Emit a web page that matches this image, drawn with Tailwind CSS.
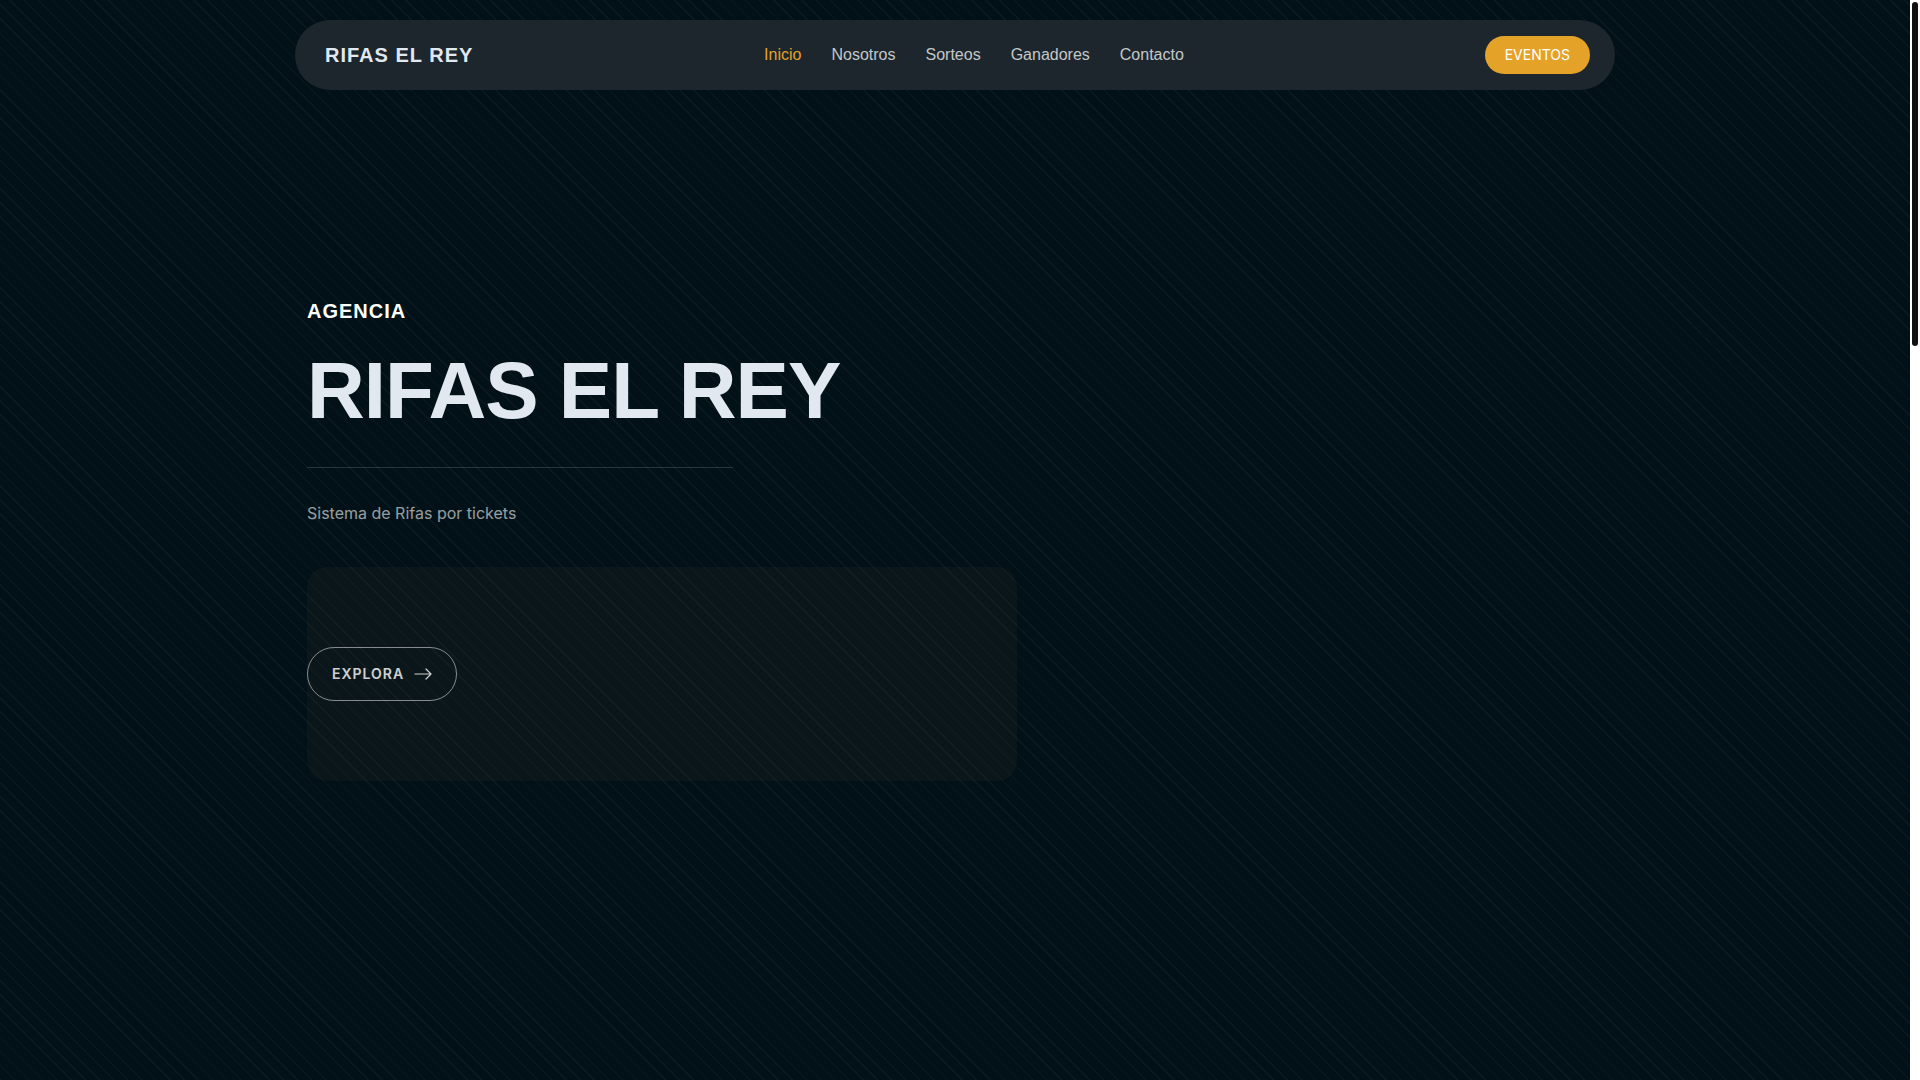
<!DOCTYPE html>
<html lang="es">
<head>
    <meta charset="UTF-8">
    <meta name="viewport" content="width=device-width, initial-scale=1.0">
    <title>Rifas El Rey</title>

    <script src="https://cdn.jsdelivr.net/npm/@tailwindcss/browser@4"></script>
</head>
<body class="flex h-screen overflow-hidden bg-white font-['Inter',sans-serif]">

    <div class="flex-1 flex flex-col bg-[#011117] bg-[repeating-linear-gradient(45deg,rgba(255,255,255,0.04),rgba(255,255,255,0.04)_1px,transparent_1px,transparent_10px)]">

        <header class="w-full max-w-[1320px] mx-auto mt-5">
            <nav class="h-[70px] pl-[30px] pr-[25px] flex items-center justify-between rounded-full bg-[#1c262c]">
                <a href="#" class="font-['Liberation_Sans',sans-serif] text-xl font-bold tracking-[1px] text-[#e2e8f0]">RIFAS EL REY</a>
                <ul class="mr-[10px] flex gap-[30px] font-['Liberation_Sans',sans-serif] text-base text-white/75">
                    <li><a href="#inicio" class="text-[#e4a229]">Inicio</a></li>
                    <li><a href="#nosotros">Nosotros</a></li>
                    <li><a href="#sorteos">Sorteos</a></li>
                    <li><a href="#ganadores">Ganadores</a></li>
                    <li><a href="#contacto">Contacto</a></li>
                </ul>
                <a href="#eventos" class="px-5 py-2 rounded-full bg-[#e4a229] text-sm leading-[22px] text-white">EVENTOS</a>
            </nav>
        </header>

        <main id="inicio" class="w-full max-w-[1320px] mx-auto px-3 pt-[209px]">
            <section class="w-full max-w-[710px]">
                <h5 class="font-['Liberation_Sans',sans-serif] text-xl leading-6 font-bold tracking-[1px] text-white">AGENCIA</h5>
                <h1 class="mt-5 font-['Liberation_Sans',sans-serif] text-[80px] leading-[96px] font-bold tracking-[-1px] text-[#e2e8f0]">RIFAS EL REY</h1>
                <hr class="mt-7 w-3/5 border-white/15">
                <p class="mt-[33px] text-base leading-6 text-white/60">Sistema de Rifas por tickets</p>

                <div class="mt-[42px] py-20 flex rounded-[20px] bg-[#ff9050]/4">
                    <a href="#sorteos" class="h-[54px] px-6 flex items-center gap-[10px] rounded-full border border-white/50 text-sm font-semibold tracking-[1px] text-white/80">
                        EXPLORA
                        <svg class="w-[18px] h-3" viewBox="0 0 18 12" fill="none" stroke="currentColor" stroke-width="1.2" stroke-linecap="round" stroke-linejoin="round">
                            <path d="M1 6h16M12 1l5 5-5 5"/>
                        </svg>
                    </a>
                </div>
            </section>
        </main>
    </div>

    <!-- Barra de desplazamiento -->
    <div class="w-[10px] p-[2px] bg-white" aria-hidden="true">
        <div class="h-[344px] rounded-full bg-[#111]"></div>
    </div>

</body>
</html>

+ + +

Task statement: Write out each line again precisely as it appears, skipping every picture.

Exercise output:
Emit a web page that matches this image, drawn with Tailwind CSS.
<!DOCTYPE html>
<html lang="es">
<head>
    <meta charset="UTF-8">
    <meta name="viewport" content="width=device-width, initial-scale=1.0">
    <title>Rifas El Rey</title>

    <script src="https://cdn.jsdelivr.net/npm/@tailwindcss/browser@4"></script>
</head>
<body class="flex h-screen overflow-hidden bg-white font-['Inter',sans-serif]">

    <div class="flex-1 flex flex-col bg-[#011117] bg-[repeating-linear-gradient(45deg,rgba(255,255,255,0.04),rgba(255,255,255,0.04)_1px,transparent_1px,transparent_10px)]">

        <header class="w-full max-w-[1320px] mx-auto mt-5">
            <nav class="h-[70px] pl-[30px] pr-[25px] flex items-center justify-between rounded-full bg-[#1c262c]">
                <a href="#" class="font-['Liberation_Sans',sans-serif] text-xl font-bold tracking-[1px] text-[#e2e8f0]">RIFAS EL REY</a>
                <ul class="mr-[10px] flex gap-[30px] font-['Liberation_Sans',sans-serif] text-base text-white/75">
                    <li><a href="#inicio" class="text-[#e4a229]">Inicio</a></li>
                    <li><a href="#nosotros">Nosotros</a></li>
                    <li><a href="#sorteos">Sorteos</a></li>
                    <li><a href="#ganadores">Ganadores</a></li>
                    <li><a href="#contacto">Contacto</a></li>
                </ul>
                <a href="#eventos" class="px-5 py-2 rounded-full bg-[#e4a229] text-sm leading-[22px] text-white">EVENTOS</a>
            </nav>
        </header>

        <main id="inicio" class="w-full max-w-[1320px] mx-auto px-3 pt-[209px]">
            <section class="w-full max-w-[710px]">
                <h5 class="font-['Liberation_Sans',sans-serif] text-xl leading-6 font-bold tracking-[1px] text-white">AGENCIA</h5>
                <h1 class="mt-5 font-['Liberation_Sans',sans-serif] text-[80px] leading-[96px] font-bold tracking-[-1px] text-[#e2e8f0]">RIFAS EL REY</h1>
                <hr class="mt-7 w-3/5 border-white/15">
                <p class="mt-[33px] text-base leading-6 text-white/60">Sistema de Rifas por tickets</p>

                <div class="mt-[42px] py-20 flex rounded-[20px] bg-[#ff9050]/4">
                    <a href="#sorteos" class="h-[54px] px-6 flex items-center gap-[10px] rounded-full border border-white/50 text-sm font-semibold tracking-[1px] text-white/80">
                        EXPLORA
                        <svg class="w-[18px] h-3" viewBox="0 0 18 12" fill="none" stroke="currentColor" stroke-width="1.2" stroke-linecap="round" stroke-linejoin="round">
                            <path d="M1 6h16M12 1l5 5-5 5"/>
                        </svg>
                    </a>
                </div>
            </section>
        </main>
    </div>

    <!-- Barra de desplazamiento -->
    <div class="w-[10px] p-[2px] bg-white" aria-hidden="true">
        <div class="h-[344px] rounded-full bg-[#111]"></div>
    </div>

</body>
</html>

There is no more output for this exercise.